*DIRECTIVE*:
Set every record down verbatim and omit the pictures.

*Entries with page source code*:
BEGIN
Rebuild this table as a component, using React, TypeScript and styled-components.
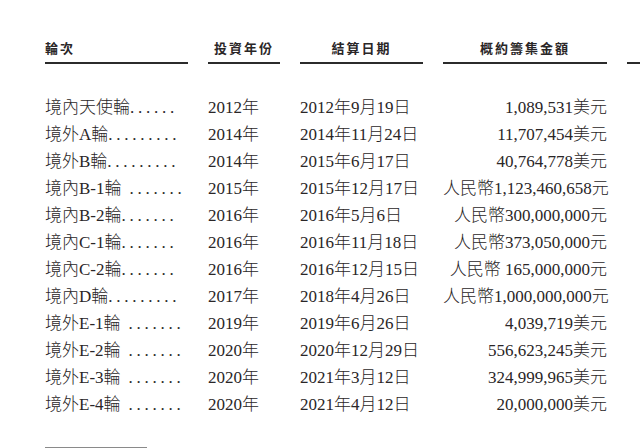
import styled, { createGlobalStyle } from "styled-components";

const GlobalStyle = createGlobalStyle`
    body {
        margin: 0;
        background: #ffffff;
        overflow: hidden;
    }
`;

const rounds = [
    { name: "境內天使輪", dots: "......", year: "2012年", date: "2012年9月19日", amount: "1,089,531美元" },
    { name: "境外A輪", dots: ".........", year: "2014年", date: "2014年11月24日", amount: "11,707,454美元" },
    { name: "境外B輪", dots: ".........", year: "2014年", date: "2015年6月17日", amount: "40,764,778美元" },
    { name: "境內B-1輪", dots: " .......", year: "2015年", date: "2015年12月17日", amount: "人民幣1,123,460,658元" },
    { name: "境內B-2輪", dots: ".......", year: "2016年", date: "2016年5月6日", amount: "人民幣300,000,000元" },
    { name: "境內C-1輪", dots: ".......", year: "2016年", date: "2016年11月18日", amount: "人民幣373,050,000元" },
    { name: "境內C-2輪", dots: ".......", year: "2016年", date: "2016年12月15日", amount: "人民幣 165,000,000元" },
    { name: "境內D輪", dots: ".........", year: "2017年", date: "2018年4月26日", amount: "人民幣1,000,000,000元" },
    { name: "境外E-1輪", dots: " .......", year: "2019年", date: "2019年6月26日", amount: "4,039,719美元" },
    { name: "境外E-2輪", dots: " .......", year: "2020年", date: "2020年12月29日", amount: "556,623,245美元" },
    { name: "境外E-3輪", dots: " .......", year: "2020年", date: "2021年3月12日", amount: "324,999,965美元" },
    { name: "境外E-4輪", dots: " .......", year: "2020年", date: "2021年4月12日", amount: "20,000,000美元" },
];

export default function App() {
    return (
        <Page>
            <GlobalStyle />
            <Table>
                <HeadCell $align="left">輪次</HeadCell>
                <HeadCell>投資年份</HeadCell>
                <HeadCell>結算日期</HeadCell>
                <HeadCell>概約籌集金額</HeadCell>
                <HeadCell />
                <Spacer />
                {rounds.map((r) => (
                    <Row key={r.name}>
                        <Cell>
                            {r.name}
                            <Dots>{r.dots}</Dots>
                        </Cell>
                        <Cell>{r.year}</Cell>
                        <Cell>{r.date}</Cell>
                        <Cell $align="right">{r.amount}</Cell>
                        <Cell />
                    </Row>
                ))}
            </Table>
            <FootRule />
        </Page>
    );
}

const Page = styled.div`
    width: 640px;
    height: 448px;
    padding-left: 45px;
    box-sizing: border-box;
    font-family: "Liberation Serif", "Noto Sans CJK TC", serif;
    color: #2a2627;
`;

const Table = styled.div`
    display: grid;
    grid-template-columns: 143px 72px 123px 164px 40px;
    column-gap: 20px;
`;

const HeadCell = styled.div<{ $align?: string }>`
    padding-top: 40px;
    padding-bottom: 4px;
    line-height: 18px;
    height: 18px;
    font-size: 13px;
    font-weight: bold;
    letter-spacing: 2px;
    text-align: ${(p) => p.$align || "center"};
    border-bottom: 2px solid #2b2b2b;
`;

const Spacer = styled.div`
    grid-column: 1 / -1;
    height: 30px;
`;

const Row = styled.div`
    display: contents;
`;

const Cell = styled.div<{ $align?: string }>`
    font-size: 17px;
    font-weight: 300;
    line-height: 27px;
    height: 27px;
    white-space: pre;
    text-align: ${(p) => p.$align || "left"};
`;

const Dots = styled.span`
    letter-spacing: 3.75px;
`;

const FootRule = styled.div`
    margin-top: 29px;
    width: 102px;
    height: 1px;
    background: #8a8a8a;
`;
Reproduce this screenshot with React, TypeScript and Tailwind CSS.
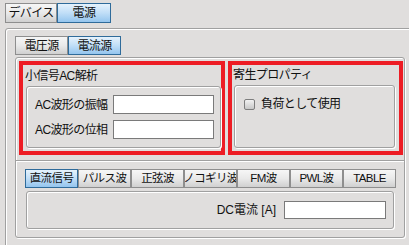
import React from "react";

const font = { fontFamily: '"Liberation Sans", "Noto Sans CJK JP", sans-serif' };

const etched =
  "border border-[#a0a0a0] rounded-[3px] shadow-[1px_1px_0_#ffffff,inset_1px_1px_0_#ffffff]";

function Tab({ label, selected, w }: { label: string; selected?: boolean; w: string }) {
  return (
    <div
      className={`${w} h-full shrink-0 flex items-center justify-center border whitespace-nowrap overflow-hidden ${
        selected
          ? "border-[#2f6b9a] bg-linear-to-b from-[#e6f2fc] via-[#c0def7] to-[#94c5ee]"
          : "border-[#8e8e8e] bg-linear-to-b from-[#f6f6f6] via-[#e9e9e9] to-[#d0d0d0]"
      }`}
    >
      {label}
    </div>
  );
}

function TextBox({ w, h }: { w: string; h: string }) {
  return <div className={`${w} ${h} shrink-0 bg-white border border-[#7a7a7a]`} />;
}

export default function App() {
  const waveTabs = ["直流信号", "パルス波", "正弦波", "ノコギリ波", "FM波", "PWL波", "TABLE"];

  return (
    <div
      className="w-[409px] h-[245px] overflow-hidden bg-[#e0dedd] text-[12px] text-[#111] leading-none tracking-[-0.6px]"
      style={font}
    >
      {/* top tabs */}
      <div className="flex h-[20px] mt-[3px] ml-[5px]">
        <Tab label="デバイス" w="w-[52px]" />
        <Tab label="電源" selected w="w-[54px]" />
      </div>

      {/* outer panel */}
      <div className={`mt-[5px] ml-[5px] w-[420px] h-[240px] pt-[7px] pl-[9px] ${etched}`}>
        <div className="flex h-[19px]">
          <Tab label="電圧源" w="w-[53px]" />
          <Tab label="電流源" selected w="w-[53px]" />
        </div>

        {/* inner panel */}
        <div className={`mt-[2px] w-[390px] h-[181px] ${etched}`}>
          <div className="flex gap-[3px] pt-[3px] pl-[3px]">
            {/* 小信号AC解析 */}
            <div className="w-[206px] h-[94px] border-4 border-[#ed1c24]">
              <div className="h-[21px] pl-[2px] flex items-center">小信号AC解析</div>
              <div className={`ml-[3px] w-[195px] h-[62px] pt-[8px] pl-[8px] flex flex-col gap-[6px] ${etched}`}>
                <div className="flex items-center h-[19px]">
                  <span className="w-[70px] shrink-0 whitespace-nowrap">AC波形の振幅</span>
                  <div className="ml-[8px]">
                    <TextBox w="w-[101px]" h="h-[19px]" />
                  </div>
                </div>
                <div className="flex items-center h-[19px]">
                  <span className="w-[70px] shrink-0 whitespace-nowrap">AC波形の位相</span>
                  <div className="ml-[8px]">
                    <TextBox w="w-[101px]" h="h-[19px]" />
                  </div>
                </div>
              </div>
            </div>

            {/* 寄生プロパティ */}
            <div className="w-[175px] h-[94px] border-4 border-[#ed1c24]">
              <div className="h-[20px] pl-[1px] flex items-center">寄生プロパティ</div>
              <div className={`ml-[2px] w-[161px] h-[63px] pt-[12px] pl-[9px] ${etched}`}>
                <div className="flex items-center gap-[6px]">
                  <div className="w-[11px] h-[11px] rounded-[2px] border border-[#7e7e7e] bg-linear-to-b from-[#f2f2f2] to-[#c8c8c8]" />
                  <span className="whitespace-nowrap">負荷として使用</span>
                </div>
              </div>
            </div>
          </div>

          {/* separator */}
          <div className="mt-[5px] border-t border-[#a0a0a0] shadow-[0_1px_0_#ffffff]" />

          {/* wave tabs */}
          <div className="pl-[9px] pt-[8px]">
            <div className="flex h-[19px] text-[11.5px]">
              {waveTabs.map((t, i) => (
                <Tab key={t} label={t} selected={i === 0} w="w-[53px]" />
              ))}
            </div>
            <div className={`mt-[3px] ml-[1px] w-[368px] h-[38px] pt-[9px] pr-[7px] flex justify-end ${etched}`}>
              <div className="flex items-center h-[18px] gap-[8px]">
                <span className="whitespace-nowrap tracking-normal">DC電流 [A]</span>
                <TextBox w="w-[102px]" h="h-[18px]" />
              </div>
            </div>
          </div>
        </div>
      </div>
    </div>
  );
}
END
*THE RESPONSE*:
Rebuild this table as a component, using React, TypeScript and styled-components.
import styled, { createGlobalStyle } from "styled-components";

const GlobalStyle = createGlobalStyle`
    body {
        margin: 0;
        background: #ffffff;
        overflow: hidden;
    }
`;

const rounds = [
    { name: "境內天使輪", dots: "......", year: "2012年", date: "2012年9月19日", amount: "1,089,531美元" },
    { name: "境外A輪", dots: ".........", year: "2014年", date: "2014年11月24日", amount: "11,707,454美元" },
    { name: "境外B輪", dots: ".........", year: "2014年", date: "2015年6月17日", amount: "40,764,778美元" },
    { name: "境內B-1輪", dots: " .......", year: "2015年", date: "2015年12月17日", amount: "人民幣1,123,460,658元" },
    { name: "境內B-2輪", dots: ".......", year: "2016年", date: "2016年5月6日", amount: "人民幣300,000,000元" },
    { name: "境內C-1輪", dots: ".......", year: "2016年", date: "2016年11月18日", amount: "人民幣373,050,000元" },
    { name: "境內C-2輪", dots: ".......", year: "2016年", date: "2016年12月15日", amount: "人民幣 165,000,000元" },
    { name: "境內D輪", dots: ".........", year: "2017年", date: "2018年4月26日", amount: "人民幣1,000,000,000元" },
    { name: "境外E-1輪", dots: " .......", year: "2019年", date: "2019年6月26日", amount: "4,039,719美元" },
    { name: "境外E-2輪", dots: " .......", year: "2020年", date: "2020年12月29日", amount: "556,623,245美元" },
    { name: "境外E-3輪", dots: " .......", year: "2020年", date: "2021年3月12日", amount: "324,999,965美元" },
    { name: "境外E-4輪", dots: " .......", year: "2020年", date: "2021年4月12日", amount: "20,000,000美元" },
];

export default function App() {
    return (
        <Page>
            <GlobalStyle />
            <Table>
                <HeadCell $align="left">輪次</HeadCell>
                <HeadCell>投資年份</HeadCell>
                <HeadCell>結算日期</HeadCell>
                <HeadCell>概約籌集金額</HeadCell>
                <HeadCell />
                <Spacer />
                {rounds.map((r) => (
                    <Row key={r.name}>
                        <Cell>
                            {r.name}
                            <Dots>{r.dots}</Dots>
                        </Cell>
                        <Cell>{r.year}</Cell>
                        <Cell>{r.date}</Cell>
                        <Cell $align="right">{r.amount}</Cell>
                        <Cell />
                    </Row>
                ))}
            </Table>
            <FootRule />
        </Page>
    );
}

const Page = styled.div`
    width: 640px;
    height: 448px;
    padding-left: 45px;
    box-sizing: border-box;
    font-family: "Liberation Serif", "Noto Sans CJK TC", serif;
    color: #2a2627;
`;

const Table = styled.div`
    display: grid;
    grid-template-columns: 143px 72px 123px 164px 40px;
    column-gap: 20px;
`;

const HeadCell = styled.div<{ $align?: string }>`
    padding-top: 40px;
    padding-bottom: 4px;
    line-height: 18px;
    height: 18px;
    font-size: 13px;
    font-weight: bold;
    letter-spacing: 2px;
    text-align: ${(p) => p.$align || "center"};
    border-bottom: 2px solid #2b2b2b;
`;

const Spacer = styled.div`
    grid-column: 1 / -1;
    height: 30px;
`;

const Row = styled.div`
    display: contents;
`;

const Cell = styled.div<{ $align?: string }>`
    font-size: 17px;
    font-weight: 300;
    line-height: 27px;
    height: 27px;
    white-space: pre;
    text-align: ${(p) => p.$align || "left"};
`;

const Dots = styled.span`
    letter-spacing: 3.75px;
`;

const FootRule = styled.div`
    margin-top: 29px;
    width: 102px;
    height: 1px;
    background: #8a8a8a;
`;
Reproduce this screenshot with React, TypeScript and Tailwind CSS.
import React from "react";

const font = { fontFamily: '"Liberation Sans", "Noto Sans CJK JP", sans-serif' };

const etched =
  "border border-[#a0a0a0] rounded-[3px] shadow-[1px_1px_0_#ffffff,inset_1px_1px_0_#ffffff]";

function Tab({ label, selected, w }: { label: string; selected?: boolean; w: string }) {
  return (
    <div
      className={`${w} h-full shrink-0 flex items-center justify-center border whitespace-nowrap overflow-hidden ${
        selected
          ? "border-[#2f6b9a] bg-linear-to-b from-[#e6f2fc] via-[#c0def7] to-[#94c5ee]"
          : "border-[#8e8e8e] bg-linear-to-b from-[#f6f6f6] via-[#e9e9e9] to-[#d0d0d0]"
      }`}
    >
      {label}
    </div>
  );
}

function TextBox({ w, h }: { w: string; h: string }) {
  return <div className={`${w} ${h} shrink-0 bg-white border border-[#7a7a7a]`} />;
}

export default function App() {
  const waveTabs = ["直流信号", "パルス波", "正弦波", "ノコギリ波", "FM波", "PWL波", "TABLE"];

  return (
    <div
      className="w-[409px] h-[245px] overflow-hidden bg-[#e0dedd] text-[12px] text-[#111] leading-none tracking-[-0.6px]"
      style={font}
    >
      {/* top tabs */}
      <div className="flex h-[20px] mt-[3px] ml-[5px]">
        <Tab label="デバイス" w="w-[52px]" />
        <Tab label="電源" selected w="w-[54px]" />
      </div>

      {/* outer panel */}
      <div className={`mt-[5px] ml-[5px] w-[420px] h-[240px] pt-[7px] pl-[9px] ${etched}`}>
        <div className="flex h-[19px]">
          <Tab label="電圧源" w="w-[53px]" />
          <Tab label="電流源" selected w="w-[53px]" />
        </div>

        {/* inner panel */}
        <div className={`mt-[2px] w-[390px] h-[181px] ${etched}`}>
          <div className="flex gap-[3px] pt-[3px] pl-[3px]">
            {/* 小信号AC解析 */}
            <div className="w-[206px] h-[94px] border-4 border-[#ed1c24]">
              <div className="h-[21px] pl-[2px] flex items-center">小信号AC解析</div>
              <div className={`ml-[3px] w-[195px] h-[62px] pt-[8px] pl-[8px] flex flex-col gap-[6px] ${etched}`}>
                <div className="flex items-center h-[19px]">
                  <span className="w-[70px] shrink-0 whitespace-nowrap">AC波形の振幅</span>
                  <div className="ml-[8px]">
                    <TextBox w="w-[101px]" h="h-[19px]" />
                  </div>
                </div>
                <div className="flex items-center h-[19px]">
                  <span className="w-[70px] shrink-0 whitespace-nowrap">AC波形の位相</span>
                  <div className="ml-[8px]">
                    <TextBox w="w-[101px]" h="h-[19px]" />
                  </div>
                </div>
              </div>
            </div>

            {/* 寄生プロパティ */}
            <div className="w-[175px] h-[94px] border-4 border-[#ed1c24]">
              <div className="h-[20px] pl-[1px] flex items-center">寄生プロパティ</div>
              <div className={`ml-[2px] w-[161px] h-[63px] pt-[12px] pl-[9px] ${etched}`}>
                <div className="flex items-center gap-[6px]">
                  <div className="w-[11px] h-[11px] rounded-[2px] border border-[#7e7e7e] bg-linear-to-b from-[#f2f2f2] to-[#c8c8c8]" />
                  <span className="whitespace-nowrap">負荷として使用</span>
                </div>
              </div>
            </div>
          </div>

          {/* separator */}
          <div className="mt-[5px] border-t border-[#a0a0a0] shadow-[0_1px_0_#ffffff]" />

          {/* wave tabs */}
          <div className="pl-[9px] pt-[8px]">
            <div className="flex h-[19px] text-[11.5px]">
              {waveTabs.map((t, i) => (
                <Tab key={t} label={t} selected={i === 0} w="w-[53px]" />
              ))}
            </div>
            <div className={`mt-[3px] ml-[1px] w-[368px] h-[38px] pt-[9px] pr-[7px] flex justify-end ${etched}`}>
              <div className="flex items-center h-[18px] gap-[8px]">
                <span className="whitespace-nowrap tracking-normal">DC電流 [A]</span>
                <TextBox w="w-[102px]" h="h-[18px]" />
              </div>
            </div>
          </div>
        </div>
      </div>
    </div>
  );
}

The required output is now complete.